On Tue, Jul 09, 2024 at 08:41:17AM GMT, mirlos--- via Devel wrote:
My reply by email has not arrived by now, hence I'll post it via
the archive site. Sorry for the potential double post.
No double post as far as I can tell :)
Older bootloaders were not split into separate _CODE.fd and
_VARS.fd,
i.e. there was no separate nvram for the latter file to create. The guest
could write to the single bootloader, which then must not be shared.
You mark such bootloaders readonly=no and make a copy of the pflash,
e.g. next to the VM's disk files, as you did in your TEST ONLY run.
It is a mode of operation supported by the formatdomain documentation
on the loader element and intended to work as described. This patch
makes such combination of parameters actually succeed on Ubuntu,
which I find should be useful to the project.
In the VMs we use this for, they do not actually write anything to the loader.
This meant that we never noticed the bug, which was present in focal and
configured qemu to open the loader read-only anyway. But it failed on AA
in noble since the bug is now fixed in newer libvirt.

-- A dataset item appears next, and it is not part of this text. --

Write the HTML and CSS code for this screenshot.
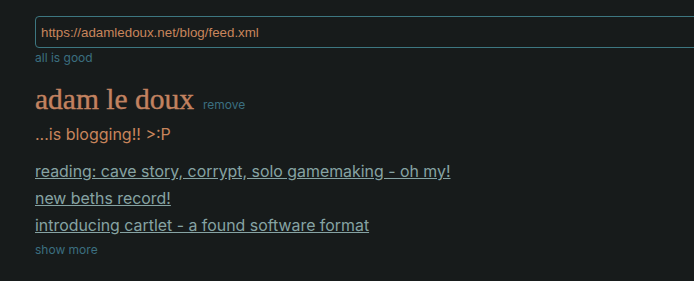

So the behavior changed between libvirt 6.0.0 in Ubuntu 20.04 and
libvirt 10.0.0 in Ubuntu 24.04. That's not surprising, since I've
done a lot of work to fix and improve firmware handling around the
9.2.0 timeframe.
You seem to identify the change of behavior as a bug fix, which
matches my understanding too.
As a workaround, we've in the mean time switched to marking the
loader
stateless and read-only, which is now allowed in libvirt, and also works
without requiring a separate nvram. Of course, this only works because
the VM does not make any writes and would fail in case it needed to.
Right, that ought to do the trick.
As far as I'm concerned, I'm satisfied with the explanation you've
provided so the patch gets my
Reviewed-by: Andrea Bolognani <abologna(a)redhat.com>
Christian, any objection to pushing it?